One more thing about Shun Yen (see below).  Their pitch is that they produce performances that draw on and therefore promote 5,000 years of Chinese culture.  Maybe.  They have dances based on various Chinese myths and legends, like Monkey’s Journey to the West, and on ethnic Chinese communities, but there are also contemporary dance pieces and, scattered throughout something very, very odd.

The contemporary pieces feature a common theme.  Black clad police thugs with red hammer and sickle insignia on their shirts.  They beat senseless the gentle, meditating citizens who hold up a sign that says Falun Dafa is Good.  Yes, Chinese police have beaten Falun Dafa or Falun Gong members and persecuted them.  That’s not at issue here, but, again, I paid $90 a ticket to see several dance numbers that were propaganda against the Chinese government.

There was no balance here, no context, no alerting the audience to the fact that this was their intention.

These vignettes, I think there were four, were not the oddest part of the evening however. Four times during the performance the dancers would remain off stage and a Steinway, a big black concert Steinway, and either a tuxedoed male singer or a formal gown clad female singer, all Chinese, would sing short verses, maybe they were songs, that declared some piece of Falun Dafa dogma. 

Shun Yen pitches themselves as promoting 5,000 years of Chinese culture, yet they present their most important numbers (based on their intentions) in an almost absurd parody of Western classical song-poems.  They struck a very dissonant note to this audience member.

While I’m no fan of the oppressive side of the Chinese government, the campaign to free Ai Weiwei in evidence, there is a part of Chinese history that few westerns know about that goes a long toward explaining the Chinese attitude toward Falun Gong.  The Taiping Rebellion.
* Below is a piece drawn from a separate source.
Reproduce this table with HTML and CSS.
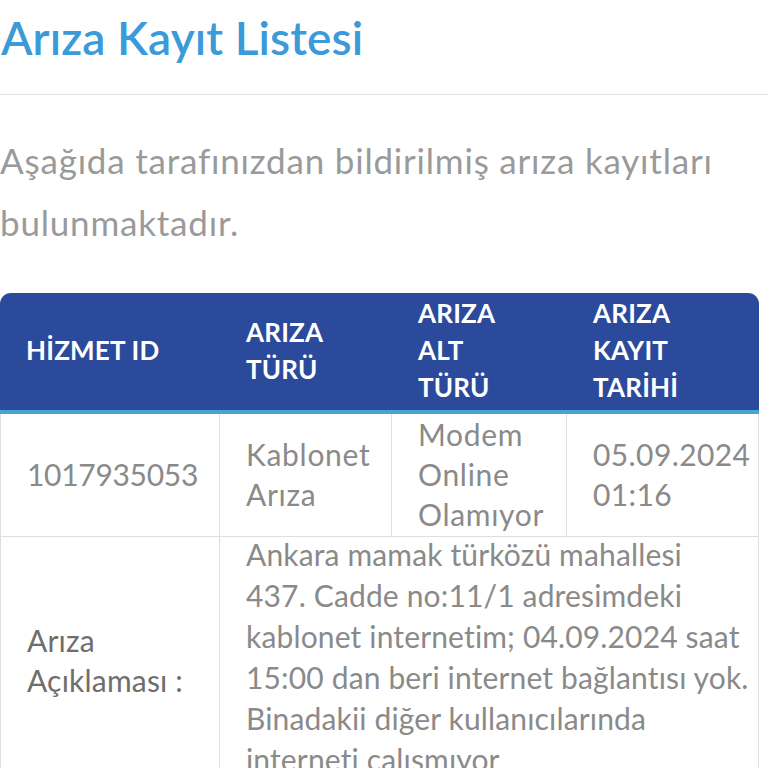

Here’s a one paragraph introduction:  The Taiping Rebellion referred to as the Tai Ping Tian Guo in Chinese 太平天囯 ( 太 Tai-’Great’ ,平 Ping - ‘Peace’, 天 Tian-”Heaven’, 囯 Guo-’Country or Kingdom’ ) the ’Kingdom of Heavenly Peace’, was one of the bloodiest civil wars in history between the Qing Dynasty and the Chinese ‘Christian’ rebels, led by Hong Xiuquan ( old spelling Hung Hsiu-ch’uan ) who believed he was the younger brother of Jesus Christ, chosen by God  to establish a heavenly kingdom upon earth and replace the corrupt Manchu Qing dynasty.The conflict, which took place mostly in south China , the Yangtze valley and in the Shanghai and Nanjing area, killed an estimated from 20,000,000 to 100,000,000 people killed (largely due to famine and wholesale slaughter of captured armies and cities which resisted ) . According to the census of 1851 there were  432 million in China. The next census of 1911 shows 375 to 400 million, which shows the staggering impact of the rebellions and natural disasters that beset China . There were other rebellions against the Qing such as the Nian and Muslim rebellions,but the Taiping rebellion was the largest in scale and came closest to toppling the Qing Dynasty.

I sympathize with the Chinese government in this regard; I found Shun Yen’s Falun Gong pitch annoying and arrogant.